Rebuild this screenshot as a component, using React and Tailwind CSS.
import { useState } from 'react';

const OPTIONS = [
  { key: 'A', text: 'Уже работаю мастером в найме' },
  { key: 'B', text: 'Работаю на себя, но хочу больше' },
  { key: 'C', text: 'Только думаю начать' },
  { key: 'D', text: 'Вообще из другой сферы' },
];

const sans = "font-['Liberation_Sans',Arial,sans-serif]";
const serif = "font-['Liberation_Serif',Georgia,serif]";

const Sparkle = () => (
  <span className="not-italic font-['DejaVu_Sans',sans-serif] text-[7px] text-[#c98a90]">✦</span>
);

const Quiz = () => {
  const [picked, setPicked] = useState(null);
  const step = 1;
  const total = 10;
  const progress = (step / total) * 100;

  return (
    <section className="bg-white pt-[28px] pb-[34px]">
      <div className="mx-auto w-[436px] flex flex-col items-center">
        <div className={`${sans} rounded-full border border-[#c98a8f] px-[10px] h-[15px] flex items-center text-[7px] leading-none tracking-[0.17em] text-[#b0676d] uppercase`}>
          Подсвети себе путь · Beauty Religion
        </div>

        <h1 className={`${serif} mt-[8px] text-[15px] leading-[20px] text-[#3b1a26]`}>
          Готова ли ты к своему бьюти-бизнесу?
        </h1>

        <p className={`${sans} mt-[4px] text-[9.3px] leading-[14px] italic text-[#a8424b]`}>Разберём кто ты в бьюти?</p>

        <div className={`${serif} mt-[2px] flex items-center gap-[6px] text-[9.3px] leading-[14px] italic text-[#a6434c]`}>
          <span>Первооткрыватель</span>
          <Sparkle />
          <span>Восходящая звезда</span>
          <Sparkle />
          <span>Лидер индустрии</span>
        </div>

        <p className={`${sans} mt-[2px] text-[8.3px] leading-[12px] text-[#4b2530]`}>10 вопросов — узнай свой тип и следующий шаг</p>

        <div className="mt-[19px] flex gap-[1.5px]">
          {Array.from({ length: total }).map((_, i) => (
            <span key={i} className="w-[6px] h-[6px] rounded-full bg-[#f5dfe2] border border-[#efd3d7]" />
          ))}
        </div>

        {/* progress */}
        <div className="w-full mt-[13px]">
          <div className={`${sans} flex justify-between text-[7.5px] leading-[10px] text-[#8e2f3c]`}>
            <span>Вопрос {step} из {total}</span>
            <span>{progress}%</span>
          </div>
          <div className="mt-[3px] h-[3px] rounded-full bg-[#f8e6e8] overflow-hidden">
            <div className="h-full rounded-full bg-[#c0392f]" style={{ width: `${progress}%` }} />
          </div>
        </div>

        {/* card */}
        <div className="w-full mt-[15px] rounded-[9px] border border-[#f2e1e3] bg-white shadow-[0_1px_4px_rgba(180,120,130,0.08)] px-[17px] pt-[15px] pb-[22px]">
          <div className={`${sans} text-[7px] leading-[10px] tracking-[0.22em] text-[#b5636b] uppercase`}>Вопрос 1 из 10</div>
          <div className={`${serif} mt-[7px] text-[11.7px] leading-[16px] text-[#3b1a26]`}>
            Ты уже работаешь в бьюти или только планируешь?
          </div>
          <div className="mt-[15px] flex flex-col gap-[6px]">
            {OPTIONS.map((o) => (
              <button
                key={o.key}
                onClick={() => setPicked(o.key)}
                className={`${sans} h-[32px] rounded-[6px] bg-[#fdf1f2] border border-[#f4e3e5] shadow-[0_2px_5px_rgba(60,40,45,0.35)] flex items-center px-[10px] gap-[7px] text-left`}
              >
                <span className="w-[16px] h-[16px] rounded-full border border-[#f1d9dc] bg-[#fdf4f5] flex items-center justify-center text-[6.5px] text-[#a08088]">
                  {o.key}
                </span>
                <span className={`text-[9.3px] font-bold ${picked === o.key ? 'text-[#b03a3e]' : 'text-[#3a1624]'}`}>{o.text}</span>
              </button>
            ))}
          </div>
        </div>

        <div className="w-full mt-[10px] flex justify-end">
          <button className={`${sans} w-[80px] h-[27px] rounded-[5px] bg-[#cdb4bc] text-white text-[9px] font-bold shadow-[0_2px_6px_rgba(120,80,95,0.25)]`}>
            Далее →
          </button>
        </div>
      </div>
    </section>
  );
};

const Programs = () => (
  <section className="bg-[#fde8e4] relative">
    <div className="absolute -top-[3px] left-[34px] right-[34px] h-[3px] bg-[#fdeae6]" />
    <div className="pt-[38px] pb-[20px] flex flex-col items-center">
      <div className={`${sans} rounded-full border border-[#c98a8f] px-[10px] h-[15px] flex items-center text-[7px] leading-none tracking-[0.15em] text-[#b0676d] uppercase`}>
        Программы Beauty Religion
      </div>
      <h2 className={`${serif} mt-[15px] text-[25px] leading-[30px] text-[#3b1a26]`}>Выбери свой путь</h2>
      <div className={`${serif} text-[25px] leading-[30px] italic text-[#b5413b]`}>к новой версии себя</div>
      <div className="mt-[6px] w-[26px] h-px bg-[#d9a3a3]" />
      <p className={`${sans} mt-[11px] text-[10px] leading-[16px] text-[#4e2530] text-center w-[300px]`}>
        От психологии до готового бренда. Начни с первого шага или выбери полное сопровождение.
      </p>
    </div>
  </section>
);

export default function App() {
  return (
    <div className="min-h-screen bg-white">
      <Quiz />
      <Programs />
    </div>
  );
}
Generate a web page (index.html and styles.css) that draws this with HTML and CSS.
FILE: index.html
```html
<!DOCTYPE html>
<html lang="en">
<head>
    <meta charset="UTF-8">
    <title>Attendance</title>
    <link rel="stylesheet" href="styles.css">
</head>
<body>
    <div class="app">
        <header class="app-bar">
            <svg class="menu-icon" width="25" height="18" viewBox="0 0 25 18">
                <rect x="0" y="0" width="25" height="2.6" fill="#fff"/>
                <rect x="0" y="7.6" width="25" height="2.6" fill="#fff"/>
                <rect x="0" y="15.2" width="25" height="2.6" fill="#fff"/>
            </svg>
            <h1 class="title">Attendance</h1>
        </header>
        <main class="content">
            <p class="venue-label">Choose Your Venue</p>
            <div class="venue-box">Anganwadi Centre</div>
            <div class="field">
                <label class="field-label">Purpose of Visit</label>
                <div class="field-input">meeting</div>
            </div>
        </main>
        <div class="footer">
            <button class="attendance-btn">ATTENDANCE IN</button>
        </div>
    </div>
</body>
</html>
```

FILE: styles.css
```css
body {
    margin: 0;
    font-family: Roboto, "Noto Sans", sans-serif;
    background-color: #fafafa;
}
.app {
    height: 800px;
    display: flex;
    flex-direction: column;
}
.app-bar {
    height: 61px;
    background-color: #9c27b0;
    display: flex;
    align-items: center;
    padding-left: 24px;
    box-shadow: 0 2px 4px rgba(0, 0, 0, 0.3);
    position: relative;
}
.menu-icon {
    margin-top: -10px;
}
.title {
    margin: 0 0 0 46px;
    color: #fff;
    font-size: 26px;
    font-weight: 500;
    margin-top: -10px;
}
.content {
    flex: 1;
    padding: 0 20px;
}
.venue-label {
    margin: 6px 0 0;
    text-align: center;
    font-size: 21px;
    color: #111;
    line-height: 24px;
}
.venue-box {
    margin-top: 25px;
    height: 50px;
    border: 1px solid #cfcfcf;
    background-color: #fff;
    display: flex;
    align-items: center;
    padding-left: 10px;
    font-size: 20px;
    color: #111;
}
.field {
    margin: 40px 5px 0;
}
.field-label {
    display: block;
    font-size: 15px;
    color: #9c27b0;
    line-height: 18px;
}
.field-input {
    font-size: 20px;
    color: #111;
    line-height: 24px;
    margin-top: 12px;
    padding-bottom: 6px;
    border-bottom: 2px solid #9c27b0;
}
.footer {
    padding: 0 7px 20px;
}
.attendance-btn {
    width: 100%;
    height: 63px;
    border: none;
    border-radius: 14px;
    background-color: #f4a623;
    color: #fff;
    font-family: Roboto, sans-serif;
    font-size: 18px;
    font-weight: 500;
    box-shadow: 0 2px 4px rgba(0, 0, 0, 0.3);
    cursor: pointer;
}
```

# # # # #

Set task => Look through the records and gather each line with the word "this".

The response =>
Rebuild this screenshot as a component, using React and Tailwind CSS.
Generate a web page (index.html and styles.css) that draws this with HTML and CSS.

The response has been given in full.